On the way back after our breakfast burritos, the boardwalk is a little more awake. The gates are halfway up, there are more people. Kids are pointing at the water rides, their parents are looking at the coffee shop. We enjoy the relative quiet. In the afternoon we go to the beach and drink our Orange Julius just like everyone else. In the late afternoon, we sleep.   

In the evening we head back to meet my mom, my sister, and her kids. This time we walk.

I read a haiku once that I have never been able to find again. It’s about a boardwalk at the Jersey shore (or maybe it was Coney island) in April. While I don’t remember the exact words, I do remember that the haiku perfectly conveyed the lonely, empty, beautiful feeling the boardwalk has in the office season. A place where there are no people, but where there are thousands of people on another day. Like a baseball park in It blew me away. I wish I had had it tattooed backwards on my ass, the body’s Moleskine.  

I’d like to write a haiku about the feeling on the boardwalk on an early August evening. The endless thronging sounds of arcade games, the sun sitting out over the ocean, the smells of ice cream and funnel cake and hot dogs and pizza so thick that people could gain weight from inhaling. The waves continuously crash, but we can’t hear them.

The shops on the boardwalk are a hodge podge. There’s run of the mill shore fare like novelty signs and ceramic busts of sea captains. Stores sell hoodies, long sleeved T shirts, and sweatshirts for $5. They all sell well despite the daytime heat. My theory is that people stroll the boardwalk in the cooler night and that stroll would be even more pleasant with a hoodie for $5.

One shop sells hermit crabs in terrariums. I have always found this awful in a so close, yet so far kind of captivity. I supposed they’re used to it at this point, but my instinct has always been to grab them all and free them in the sand ten feet away. They wouldn’t be able to run very far though and I’m fairly certain I’d just get in trouble. I could buy them and set them free, but it’s with that option that I understand the very shallowness of my distress.

There are a slew of clothing shops that cater to a right wing fringe. Shirts that read I support LGBT: Loyalty, Guns, Beer, and Trump. So much geared towards the overt patriot. I kneel for the anthem and the fallen. America. Don’t love it? I’ll help you pack.
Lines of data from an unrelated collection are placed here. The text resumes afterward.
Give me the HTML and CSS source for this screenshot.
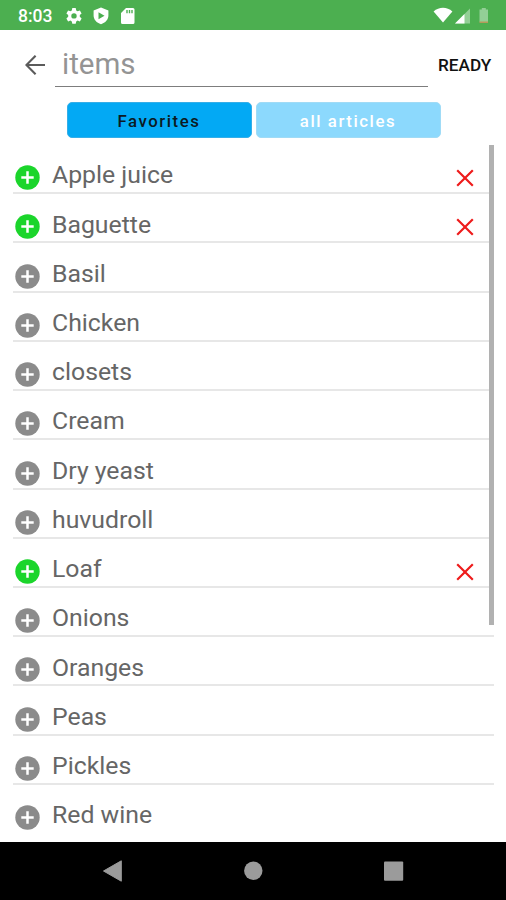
FILE: index.html
```html
<!DOCTYPE html>
<html lang="en">
<head>
<meta charset="utf-8">
<title>Items</title>
<link rel="stylesheet" href="styles.css">
</head>
<body>
<svg class="defs" width="0" height="0" aria-hidden="true">
  <symbol id="add" viewBox="0 0 25 25"><circle cx="12.5" cy="12.5" r="12.2" fill="currentColor"/><path d="M12.5 6.300v12.400M6.300 12.500h12.400" stroke="#fff" stroke-width="2.500"/></symbol>
  <symbol id="remove" viewBox="0 0 18 18"><path d="M1.200 1.200l15.600 15.600M16.800 1.200L1.200 16.800" stroke="currentColor" stroke-width="2.200"/></symbol>
</svg>
<div class="screen">
  <div class="status">
    <span class="time">8:03</span>
    <svg class="left-icons" width="72" height="18" viewBox="0 0 72 18" fill="#fff">
      <path fill-rule="evenodd" d="M6.300 1h3.400l.5 2.400 1.400.8 2.300-.8 1.700 3-1.800 1.600v1.800l1.800 1.600-1.700 3-2.300-.8-1.400.8-.5 2.400H6.300l-.5-2.400-1.400-.8-2.300.8-1.700-3L2.200 9.800V8L.4 6.400l1.700-3 2.300.8 1.400-.8zM8 6.200a2.700 2.700 0 1 0 0 5.400 2.700 2.700 0 0 0 0-5.400z"/>
      <path fill-rule="evenodd" d="M35 .6l7.400 3v4.900c0 4-3 7.300-7.400 8.700-4.400-1.400-7.400-4.700-7.400-8.700V3.600zM32.500 5.200v7l6-3.500z"/>
      <path fill-rule="evenodd" d="M60 1h7a1.500 1.500 0 0 1 1.500 1.500v13A1.500 1.500 0 0 1 67 17H56.500A1.500 1.500 0 0 1 55 15.500V6zM60.300 3v3.200h1.400V3zm2.500 0v3.200h1.400V3zm2.500 0v3.200h1.400V3z"/>
    </svg>
    <svg class="right-icons" width="58" height="18" viewBox="0 0 58 18">
      <path d="M.6 4.400C6-.3 14-.3 19.400 4.400L10 15.600z" fill="#fff"/>
      <path d="M22 16.500L37 1.500v15z" fill="#fff" opacity=".4"/>
      <path d="M22 16.500L31.500 7v9.500z" fill="#fff"/>
      <path d="M46.500 2.500h2.300V1h4v1.500h2.200V15h-8.500z" fill="#fff" opacity=".4"/>
      <path d="M46.500 14.500h8.500v1.500h-8.500z" fill="#b59a5a"/>
    </svg>
  </div>
  <header class="search">
    <svg class="back" width="21" height="21" viewBox="0 0 21 21" fill="none" stroke="#5b5b5b" stroke-width="2.100"><path d="M20 10H2M10.600.7l-9.200 9.300 9.200 9.300"/></svg>
    <div class="field">items</div>
    <div class="ready">READY</div>
  </header>
  <div class="tabs">
    <div class="tab active">Favorites</div>
    <div class="tab">all articles</div>
  </div>
  <main class="list">
    <div class="row on"><svg class="add"><use href="#add"/></svg><span class="name">Apple juice</span><svg class="remove"><use href="#remove"/></svg></div>
    <div class="row on"><svg class="add"><use href="#add"/></svg><span class="name">Baguette</span><svg class="remove"><use href="#remove"/></svg></div>
    <div class="row"><svg class="add"><use href="#add"/></svg><span class="name">Basil</span></div>
    <div class="row"><svg class="add"><use href="#add"/></svg><span class="name">Chicken</span></div>
    <div class="row"><svg class="add"><use href="#add"/></svg><span class="name">closets</span></div>
    <div class="row"><svg class="add"><use href="#add"/></svg><span class="name">Cream</span></div>
    <div class="row"><svg class="add"><use href="#add"/></svg><span class="name">Dry yeast</span></div>
    <div class="row"><svg class="add"><use href="#add"/></svg><span class="name">huvudroll</span></div>
    <div class="row on"><svg class="add"><use href="#add"/></svg><span class="name">Loaf</span><svg class="remove"><use href="#remove"/></svg></div>
    <div class="row"><svg class="add"><use href="#add"/></svg><span class="name">Onions</span></div>
    <div class="row"><svg class="add"><use href="#add"/></svg><span class="name">Oranges</span></div>
    <div class="row"><svg class="add"><use href="#add"/></svg><span class="name">Peas</span></div>
    <div class="row"><svg class="add"><use href="#add"/></svg><span class="name">Pickles</span></div>
    <div class="row"><svg class="add"><use href="#add"/></svg><span class="name">Red wine</span></div>
    <div class="scrollbar"></div>
  </main>
  <nav class="navbar">
    <svg width="20" height="22" viewBox="0 0 20 22" fill="#9b9b9b"><path d="M18.300.8v20.400L.5 11z" stroke="#9b9b9b" stroke-linejoin="round"/></svg>
    <svg width="20" height="22" viewBox="0 0 20 22" fill="#9b9b9b"><circle cx="10.300" cy="10.700" r="9.200"/></svg>
    <svg width="20" height="22" viewBox="0 0 20 22" fill="#9b9b9b"><rect x="0" y="1.500" width="19.200" height="19.200" rx="1"/></svg>
  </nav>
</div>
</body>
</html>
```
FILE: styles.css
```css
body {
  margin: 0;
  background: #fff;
  font-family: Roboto, "Liberation Sans", sans-serif;
}

.defs {
  display: block;
  height: 0;
}

.screen {
  display: flex;
  flex-direction: column;
  width: 506px;
  height: 900px;
  overflow: hidden;
}

.status {
  display: flex;
  align-items: center;
  box-sizing: border-box;
  height: 30px;
  padding: 2px 15px 0 18px;
  background: #4caf50;
  color: #fff;
}

.time {
  width: 48px;
  font-size: 17.5px;
  font-weight: 500;
  line-height: 20px;
}

.right-icons {
  margin-left: auto;
}

.search {
  display: flex;
  height: 72px;
}

.back {
  margin: 25px 9px 0 25px;
}

.field {
  box-sizing: border-box;
  width: 373px;
  height: 57px;
  padding: 16px 0 0 7px;
  border-bottom: 1px solid #7d7d7d;
  color: #949494;
  font-size: 29.5px;
  line-height: 36px;
}

.ready {
  margin: 25px 0 0 10px;
  color: #111;
  font-size: 17.2px;
  font-weight: 500;
  line-height: 20px;
}

.tabs {
  display: flex;
  gap: 4px;
  height: 43px;
  padding-left: 66.5px;
}

.tab {
  box-sizing: border-box;
  width: 185px;
  height: 36px;
  border: 1px solid #a0dbf6;
  border-radius: 5px;
  background: #8cd9fd;
  color: #fff;
  font-size: 16.8px;
  font-weight: 500;
  letter-spacing: 1.55px;
  line-height: 37px;
  text-align: center;
}

.tab.active {
  border-color: #35aee8;
  background: #03a9f4;
  color: #0c1a22;
}

.list {
  position: relative;
  flex: none;
  height: 697px;
}

.row {
  display: flex;
  box-sizing: border-box;
  height: 49.23px;
  margin: 0 12px 0 13px;
  border-bottom: 2px solid #e7e7e7;
  color: #8b8b8b;
}

.row:nth-child(14) {
  border-bottom: 0;
}

.row.on {
  color: #1bd52b;
}

.add {
  width: 25px;
  height: 25px;
  margin: 20.2px 12px 0 2px;
}

.name {
  margin-top: 15.4px;
  color: #666;
  font-size: 24.8px;
  line-height: 30px;
}

.remove {
  width: 18px;
  height: 18px;
  margin: 24px 20.5px 0 auto;
  color: #ee1c1c;
}

.scrollbar {
  position: absolute;
  top: 0;
  right: 12px;
  width: 5px;
  height: 480px;
  background: #b1b1b1;
}

.navbar {
  display: flex;
  flex: none;
  align-items: center;
  justify-content: center;
  gap: 120.5px;
  box-sizing: border-box;
  height: 58px;
  background: #000;
}
```
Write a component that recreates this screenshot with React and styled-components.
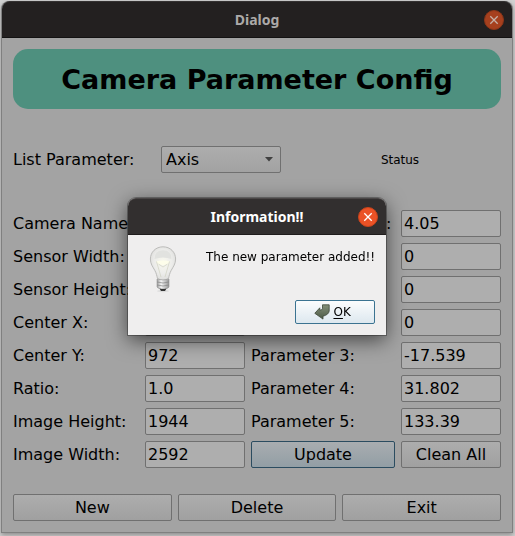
import React from "react";
import styled, { createGlobalStyle } from "styled-components";

const GlobalStyle = createGlobalStyle`
  *, *::before, *::after { box-sizing: border-box; }
  body {
    margin: 0;
    background: #d2d2d2;
    color: #000;
    font: 16px/20px "DejaVu Sans", sans-serif;
  }
`;

const Window = styled.main`
  margin: 1px 2px 3px 1px;
  border: 1px solid #808080;
  border-top-width: 0;
  border-radius: 8px 8px 0 0;
  background: #a3a3a3;
  box-shadow: 0 2px 5px rgba(0, 0, 0, 0.35);
`;

const TitleBar = styled.header`
  display: grid;
  grid-template-columns: 28px 1fr 28px;
  align-items: center;
  height: 37px;
  padding: 0 4px;
  border-radius: 8px 8px 0 0;
  border-top: 1px solid ${(p) => (p.$active ? "#4a4646" : "#343131")};
  border-bottom: 1px solid ${(p) => (p.$active ? "#1f1c1c" : "#131212")};
  background: ${(p) => (p.$active ? "#322f2f" : "#232020")};
  color: ${(p) => (p.$active ? "#fff" : "#acaaa9")};
`;

const TitleText = styled.h2`
  grid-column: 2;
  margin: 0;
  text-align: center;
  font: bold 14px/18px "Noto Sans", sans-serif;
`;

const CloseButton = styled.button`
  justify-self: center;
  display: grid;
  place-items: center;
  width: 20px;
  height: 20px;
  padding: 0;
  border: 1px solid ${(p) => (p.$active ? "#c8431b" : "#8c3518")};
  border-radius: 50%;
  background: ${(p) => (p.$active ? "#eb5226" : "#a6401e")};
  color: ${(p) => (p.$active ? "#fff" : "#c5b1a9")};
`;

const Content = styled.div`
  padding: 11px;
`;

const Banner = styled.h1`
  margin: 0;
  padding: 15px 14px 13px;
  border-radius: 15px;
  background: #4e907f;
  text-align: center;
  font-size: 27px;
  line-height: 32px;
`;

const FilterRow = styled.div`
  display: grid;
  grid-template-columns: 142px 120px 1fr;
  gap: 6px;
  align-items: center;
  margin: 37px 0;
`;

const SelectBox = styled.div`
  position: relative;
`;

const Select = styled.select`
  appearance: none;
  display: block;
  width: 100%;
  height: 27px;
  padding: 0 24px 0 4px;
  border: 1px solid #707070;
  border-radius: 2px;
  background: linear-gradient(#adadad, #a2a2a2);
  color: #000;
  font: inherit;
`;

const SelectArrow = styled.svg`
  position: absolute;
  top: 11px;
  right: 8px;
  pointer-events: none;
`;

const Status = styled.output`
  justify-self: center;
  margin-left: 12px;
  font-size: 12px;
  line-height: 18px;
`;

const Form = styled.form`
  display: grid;
  grid-template-columns: 126px 1fr 144px 1fr;
  grid-auto-rows: 27px;
  gap: 6px;
`;

const Label = styled.label`
  align-self: center;
  white-space: nowrap;
`;

const Field = styled.input`
  width: 100%;
  min-width: 0;
  height: 27px;
  padding: 0 2px;
  border: 1px solid #707070;
  border-radius: 2px;
  background: #aeaeae;
  color: #000;
  font: inherit;
`;

const Button = styled.button`
  display: block;
  height: 27px;
  padding: 0;
  border: 1px solid ${(p) => (p.$primary ? "#2b4c60" : "#707070")};
  border-radius: 2px;
  background: ${(p) =>
    p.$primary
      ? "linear-gradient(#a9adb0, #929ea5)"
      : "linear-gradient(#adadad, #a0a0a0)"};
  color: #000;
  font: inherit;
`;

const Actions = styled.div`
  display: grid;
  grid-template-columns: repeat(3, 1fr);
  gap: 6px;
  margin-top: 26px;
`;

const Overlay = styled.div`
  position: fixed;
  inset: 0;
  display: flex;
  align-items: center;
  justify-content: center;
  padding: 0 1px 3px 0;
`;

const MessageBox = styled.section`
  width: 258px;
  border-radius: 8px 8px 0 0;
  background: #efeeee;
  box-shadow: 0 0 0 1px rgba(0, 0, 0, 0.3), 0 5px 20px rgba(0, 0, 0, 0.6);
`;

const MessageBody = styled.div`
  display: grid;
  grid-template-columns: 48px 1fr;
  column-gap: 19px;
  padding: 11px;
`;

const BulbIcon = styled.svg`
  justify-self: center;
`;

const Message = styled.p`
  margin: 2px 0 0;
  white-space: nowrap;
  font-size: 12px;
  line-height: 18px;
`;

const OkButton = styled.button`
  grid-column: 2;
  justify-self: end;
  display: flex;
  align-items: center;
  justify-content: center;
  gap: 3px;
  width: 80px;
  height: 24px;
  margin-top: 6px;
  padding: 0 5px 0 0;
  border: 1px solid #3b7391;
  border-radius: 2px;
  background: linear-gradient(#fbfcfd, #dde8ef);
  color: #000;
  font: inherit;
  font-size: 12px;
  line-height: 18px;
`;

const Mnemonic = styled.span`
  text-decoration: underline;
  text-underline-offset: 2px;
`;

function Close({ active }) {
  return (
    <CloseButton type="button" aria-label="Close" $active={active}>
      <svg width="10" height="10" viewBox="0 0 10 10" aria-hidden="true">
        <path d="M1.3 1.3 8.7 8.7M8.7 1.3 1.3 8.7" stroke="currentColor" strokeWidth="1.3" fill="none" />
      </svg>
    </CloseButton>
  );
}

function Bulb() {
  return (
    <BulbIcon width="30" height="48" viewBox="0 0 30 48" aria-hidden="true">
      <defs>
        <radialGradient id="glass" cx="0.5" cy="0.45" r="0.6">
          <stop offset="0" stopColor="#f8f8ee" />
          <stop offset="0.6" stopColor="#ececea" />
          <stop offset="1" stopColor="#dadad8" />
        </radialGradient>
        <linearGradient id="metal">
          <stop offset="0" stopColor="#9a9a9a" />
          <stop offset="0.35" stopColor="#f4f4f4" />
          <stop offset="0.7" stopColor="#c0c0c0" />
          <stop offset="1" stopColor="#949494" />
        </linearGradient>
      </defs>
      <ellipse cx="15" cy="45" rx="6" ry="1.2" fill="#dcdcdc" />
      <path
        d="M15 .8C7.600.8 2.400 6.300 2.400 13c0 5 2.400 7.700 4.400 11.400 1.500 2.700 2 5.200 2.700 8.100Q15 36 20.500 32.500c.7-2.900 1.200-5.400 2.700-8.100 2-3.700 4.400-6.400 4.400-11.400C27.600 6.300 22.400.8 15 .8Z"
        fill="url(#glass)"
        stroke="#bcbcba"
      />
      <path d="M6.500 13Q6.500 4.500 15 4.300 23.500 4.500 23.500 13 15 10 6.500 13Z" fill="#e1e2df" />
      <path d="M8 15.500q7-2 14 0-1.500 3.500-7 3.500t-7-3.500Z" fill="#fdfdea" />
      <path d="M8.500 15.500 13 31M21.500 15.500 17 31M10.500 18l4.500 3 4.500-3" fill="none" stroke="#d0d1c2" strokeWidth="0.7" />
      <path d="M9 33q6 2 12 0v8q-1 2-6 2t-6-2Z" fill="url(#metal)" stroke="#999" strokeWidth="0.6" />
      <path d="M9 36q6 2 12 0M9 39q6 2 12 0" fill="none" stroke="#858585" strokeWidth="0.7" />
      <path d="M11.500 42.500q3.500 1 7 0l-1.500 2.500h-4Z" fill="#333" />
    </BulbIcon>
  );
}

function ReturnArrow() {
  return (
    <svg width="16" height="16" viewBox="0 0 16 16" aria-hidden="true">
      <defs>
        <linearGradient id="arrow" x1="0" y1="0" x2="0" y2="1">
          <stop offset="0" stopColor="#84907a" />
          <stop offset="1" stopColor="#4c5945" />
        </linearGradient>
      </defs>
      <path
        d="M8.500.8h6.700v6.200q-.6 3.800-6.200 5.200v2.900L.8 9.300 5.800 3.800v2.400q2.500-.2 2.700-1.800Z"
        fill="url(#arrow)"
        stroke="#3c4637"
        strokeWidth="0.8"
        strokeLinejoin="round"
      />
    </svg>
  );
}

const ROWS = [
  ["Camera Name:", "", "Focal Length (m):", "4.05"],
  ["Sensor Width:", "", "Skew:", "0"],
  ["Sensor Height:", "", "Parameter 1:", "0"],
  ["Center X:", "", "Parameter 2:", "0"],
  ["Center Y:", "972", "Parameter 3:", "-17.539"],
  ["Ratio:", "1.0", "Parameter 4:", "31.802"],
  ["Image Height:", "1944", "Parameter 5:", "133.39"],
];

function LabelledField({ id, label, value }) {
  return (
    <>
      <Label htmlFor={id}>{label}</Label>
      <Field id={id} defaultValue={value} />
    </>
  );
}

export default function App() {
  return (
    <>
      <GlobalStyle />
      <Window>
        <TitleBar>
          <TitleText>Dialog</TitleText>
          <Close />
        </TitleBar>
        <Content>
          <Banner>Camera Parameter Config</Banner>
          <FilterRow>
            <Label htmlFor="list">List Parameter:</Label>
            <SelectBox>
              <Select id="list" defaultValue="Axis">
                <option>Axis</option>
              </Select>
              <SelectArrow width="8" height="5" viewBox="0 0 8 5" aria-hidden="true">
                <path d="M0 0H8L4 4.500Z" fill="#404040" />
              </SelectArrow>
            </SelectBox>
            <Status>Status</Status>
          </FilterRow>
          <Form onSubmit={(e) => e.preventDefault()}>
            {ROWS.map(([left, leftValue, right, rightValue], i) => (
              <React.Fragment key={left}>
                <LabelledField id={`left-${i}`} label={left} value={leftValue} />
                <LabelledField id={`right-${i}`} label={right} value={rightValue} />
              </React.Fragment>
            ))}
            <LabelledField id="image-width" label="Image Width:" value="2592" />
            <Button type="submit" $primary>Update</Button>
            <Button type="reset">Clean All</Button>
          </Form>
          <Actions>
            <Button type="button">New</Button>
            <Button type="button">Delete</Button>
            <Button type="button">Exit</Button>
          </Actions>
        </Content>
      </Window>
      <Overlay>
        <MessageBox role="alertdialog" aria-modal="true" aria-labelledby="message-title" aria-describedby="message-text">
          <TitleBar $active>
            <TitleText id="message-title">Information!!</TitleText>
            <Close active />
          </TitleBar>
          <MessageBody>
            <Bulb />
            <Message id="message-text">The new parameter added!!</Message>
            <OkButton type="button">
              <ReturnArrow />
              <span><Mnemonic>O</Mnemonic>K</span>
            </OkButton>
          </MessageBody>
        </MessageBox>
      </Overlay>
    </>
  );
}
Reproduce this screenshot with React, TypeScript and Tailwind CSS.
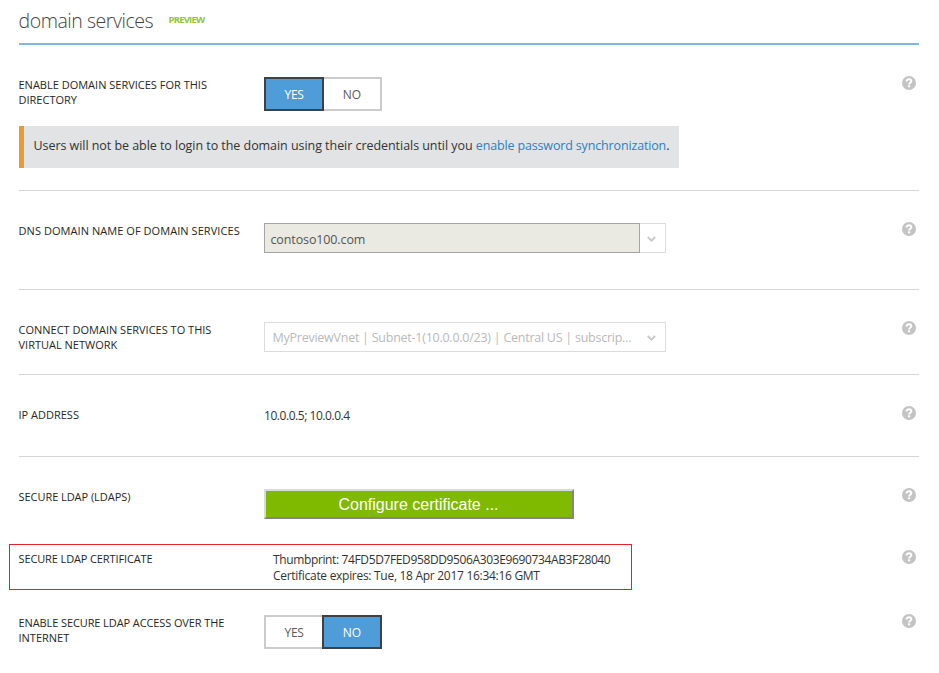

I’d scoff, but judging from the shirts of many people on the boardwalk, those shops are just aiming at their target market. Charming shirts include Black Guns Matter and a whole slew of shirts proclaiming allegiance to the 2nd Amendment. No other amendment has ever been so supported by our nation’s clothing suppliers. Maybe I’ll start a line of clothing for the other amendments. The 1st or maybe the 6th for those who want a speedy trial. I could go for the underrepresented 14th amendment or maybe the seemingly more significant 25th.  

We walk down the boardwalk eating ice cream. The dinging and bonging of boardwalk games grows distant as we get home, stuffing the tip of paper from our cones into our pockets. We can’t hear it in the backroom where we sleep. I love the boardwalk, how much it changes throughout the day and year. It’s a different place in the morning, the afternoon, the evening. I’ll see it change again tomorrow. I just wish I could remember that damned haiku.